Constellation Brands, le propriétaire de la Corona, mise à fond sur le cannabis en injectant des milliards de dollars dans une entreprise canadienne la mieux placée pour récolter les fruits de la légalisation de cette drogue douce à travers le monde.
Le groupe de vins et de spiritueux américain va investir 4 milliards de dollars supplémentaires dans Canopy Growth, une société créée en 2013 dans une ancienne usine de chocolaterie appartenant à Hershey au sud d'Ottawa.
Cet investissement va porter sa participation au capital à 38%, selon un communiqué publié mercredi.
Le producteur de la bière Modelo, du vin Robert Mondavi et de la vodka Svedka avait déjà acquis 9,9% du spécialiste de la marijuana en octobre 2017 et pourrait même devenir l'actionnaire majoritaire s'il exerce, dans les trois prochaines années, des droits attachés à des instruments financiers négociés avec Canopy.
'Depuis l'an dernier, nous comprenons un peu mieux le marché du cannabis, l'énorme opportunité de croissance qu'il présente', justifie Rob Sands, le PDG de Constellation.

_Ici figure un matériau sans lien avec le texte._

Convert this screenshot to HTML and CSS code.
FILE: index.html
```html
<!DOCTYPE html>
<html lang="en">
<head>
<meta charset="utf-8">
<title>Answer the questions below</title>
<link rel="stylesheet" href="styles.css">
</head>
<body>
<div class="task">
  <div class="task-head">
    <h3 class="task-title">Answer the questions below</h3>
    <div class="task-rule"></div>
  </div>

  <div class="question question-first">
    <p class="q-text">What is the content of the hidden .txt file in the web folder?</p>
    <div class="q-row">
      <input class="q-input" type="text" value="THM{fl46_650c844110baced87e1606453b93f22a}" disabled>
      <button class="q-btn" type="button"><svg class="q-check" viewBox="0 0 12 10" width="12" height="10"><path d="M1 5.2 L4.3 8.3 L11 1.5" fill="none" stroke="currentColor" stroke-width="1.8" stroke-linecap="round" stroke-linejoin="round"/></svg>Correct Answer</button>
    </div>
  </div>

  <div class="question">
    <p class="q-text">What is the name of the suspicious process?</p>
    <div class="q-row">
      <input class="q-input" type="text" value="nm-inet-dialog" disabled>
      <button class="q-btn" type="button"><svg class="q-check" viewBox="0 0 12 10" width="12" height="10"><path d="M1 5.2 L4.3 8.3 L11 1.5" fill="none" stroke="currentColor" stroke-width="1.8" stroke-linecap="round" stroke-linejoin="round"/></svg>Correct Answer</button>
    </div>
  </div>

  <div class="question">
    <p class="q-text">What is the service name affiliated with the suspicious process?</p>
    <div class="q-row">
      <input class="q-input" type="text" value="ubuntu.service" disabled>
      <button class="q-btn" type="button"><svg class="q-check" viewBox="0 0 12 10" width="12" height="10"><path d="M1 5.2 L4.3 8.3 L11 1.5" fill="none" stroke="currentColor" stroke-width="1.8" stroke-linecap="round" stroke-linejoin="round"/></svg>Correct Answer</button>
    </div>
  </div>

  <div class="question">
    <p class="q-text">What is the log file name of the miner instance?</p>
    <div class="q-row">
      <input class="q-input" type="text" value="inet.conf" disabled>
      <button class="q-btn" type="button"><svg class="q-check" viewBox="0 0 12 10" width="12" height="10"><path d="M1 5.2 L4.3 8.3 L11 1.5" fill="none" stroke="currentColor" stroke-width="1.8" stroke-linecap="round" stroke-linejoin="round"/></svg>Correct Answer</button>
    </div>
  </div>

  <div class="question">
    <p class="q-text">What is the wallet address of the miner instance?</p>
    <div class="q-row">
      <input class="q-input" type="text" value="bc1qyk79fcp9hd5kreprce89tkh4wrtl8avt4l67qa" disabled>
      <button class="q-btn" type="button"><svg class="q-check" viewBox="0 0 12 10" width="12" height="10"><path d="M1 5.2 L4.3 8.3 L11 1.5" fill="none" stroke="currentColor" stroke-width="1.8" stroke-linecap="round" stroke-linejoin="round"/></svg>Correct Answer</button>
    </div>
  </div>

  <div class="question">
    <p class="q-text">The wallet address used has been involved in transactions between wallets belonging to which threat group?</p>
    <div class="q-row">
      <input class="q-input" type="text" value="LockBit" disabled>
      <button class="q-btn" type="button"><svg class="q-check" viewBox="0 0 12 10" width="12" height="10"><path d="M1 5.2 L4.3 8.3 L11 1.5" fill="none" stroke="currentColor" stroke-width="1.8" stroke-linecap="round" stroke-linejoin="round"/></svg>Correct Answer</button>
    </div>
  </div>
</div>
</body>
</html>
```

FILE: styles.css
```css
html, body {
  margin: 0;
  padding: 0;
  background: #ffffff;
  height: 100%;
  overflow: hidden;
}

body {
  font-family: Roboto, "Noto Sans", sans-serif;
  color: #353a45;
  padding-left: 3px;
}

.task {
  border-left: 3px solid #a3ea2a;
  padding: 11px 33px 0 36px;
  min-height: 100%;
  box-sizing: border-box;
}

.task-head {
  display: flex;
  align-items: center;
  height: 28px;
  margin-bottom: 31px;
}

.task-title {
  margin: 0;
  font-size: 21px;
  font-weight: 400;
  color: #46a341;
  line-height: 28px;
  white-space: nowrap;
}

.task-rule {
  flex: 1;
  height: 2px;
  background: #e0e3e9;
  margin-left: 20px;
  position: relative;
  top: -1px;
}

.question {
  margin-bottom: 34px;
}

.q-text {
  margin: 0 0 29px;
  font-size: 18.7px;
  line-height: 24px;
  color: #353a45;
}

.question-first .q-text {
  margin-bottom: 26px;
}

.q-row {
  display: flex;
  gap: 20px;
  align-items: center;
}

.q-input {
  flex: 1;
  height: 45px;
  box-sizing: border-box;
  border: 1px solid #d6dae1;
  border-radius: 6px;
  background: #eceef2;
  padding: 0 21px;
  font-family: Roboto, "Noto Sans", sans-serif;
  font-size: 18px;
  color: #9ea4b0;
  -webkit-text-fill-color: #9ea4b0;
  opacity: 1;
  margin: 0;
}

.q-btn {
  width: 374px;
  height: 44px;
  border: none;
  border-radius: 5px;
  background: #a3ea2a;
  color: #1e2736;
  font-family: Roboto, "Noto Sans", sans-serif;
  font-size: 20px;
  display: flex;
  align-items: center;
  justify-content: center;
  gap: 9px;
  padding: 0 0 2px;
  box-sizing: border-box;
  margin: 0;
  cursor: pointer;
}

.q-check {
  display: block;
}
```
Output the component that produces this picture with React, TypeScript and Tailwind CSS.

A Wall Street, le titre de Canopy Growth flambait de plus de 33% dans les premiers échanges, les investisseurs semblant apprécier cette diversification qui intervient au moment où une étude américaine, publiée par l'université d'Etat de la Géorgie (sud), montre une chute de 20% de la consommation d'alcool dans les Etats américains ayant légalisé le cannabis.
Le gouvernement canadien estime, lui, par exemple que 4,6 millions de personnes au Canada consommeraient 655 tonnes de cannabis par an, soit des dépenses estimées entre 4,2 et 6,2 milliards de dollars canadiens (2,75 à 4 milliards d'euros). Les dépenses mondiales devraient, elles, tripler d'ici 2022 à 32 milliards de dollars en 2022, calculent les cabinets spécialisés Arcview Market Research et BDS.
Une Heineken au cannabis
Constellation, comme d'autres brasseurs américains, fait le pari que la marijuana sera légalisée dans l'ensemble des Etats américains et dans de nombreux pays à travers le monde dans les prochaines années.
'Cet investissement, le plus gros à ce jour dans le secteur du cannabis, va donner les fonds nécessaires à Canopy Growth pour créer et acquérir des actifs stratégiques nécessaires pour avoir une présence importante dans environ 30 pays autorisant le cannabis à usage thérapeutique, tout en posant rapidement les jalons dans les nouveaux marchés autorisant le cannabis pour un usage récréatif', développe le groupe américain.
Pour l'instant aux Etats-Unis, la loi fédérale interdit la culture, la vente et l'utilisation de la marijuana.
La consommation récréative a néanmoins été légalisée dans huit Etats et la capitale, Washington D.C. La Californie est ainsi devenue le 1er janvier 2018 le plus gros marché légal au monde. Par ailleurs, 29 Etats autorisent l'usage médical du cannabis.
Le Canada voisin deviendra le premier pays du G7 à légaliser le cannabis, dont l'usage récréatif sera légal à partir du 17 octobre, un peu plus de trois mois après le calendrier initial, un retard dû à des complications pour la mise en place de la distribution et l'organisation des contrôles. Le marché des produits consommables à base de cannabis doit, lui, y être autorisé à compter de 2019.
Les brasseurs veulent notamment produire des boissons non alcoolisées à base de cette drogue douce, ce qui explique la multiplication des partenariats avec des producteurs de cannabis thérapeutique.
Molson Coors (Blue Moon, Coors), concurrent de Constellation, a signé récemment un partenariat avec le groupe canadien The Hydropothecary Corporation (Hexo), qui veut tripler d'ici la fin de l'année ses installations de production.
Lagunitas, une filiale de Heineken, propose depuis fin juillet une bière sans alcool infusée au cannabis, la 'Hi-Fi Hops'.
Ce vif intérêt pour les producteurs agréés de cannabis nourrit leur ascension en Bourse, leur capitalisation ayant explosé en quelques mois.
Canopy Growth, dont le nom était Tweed Inc avant son entrée en Bourse, a vu sa capitalisation boursière quadrupler. Le groupe a noué un partenariat avec Danish Cannabis pour produire à Odense (centre du Danemark) et commercialiser en Europe du cannabis à des fins médicales.
La valorisation de son concurrent canadien Aurora, qui a des filiales et des intérêts en Europe (Allemagne, Pays-Bas) et en Australie, a, elle, été multipliée par six sur un an.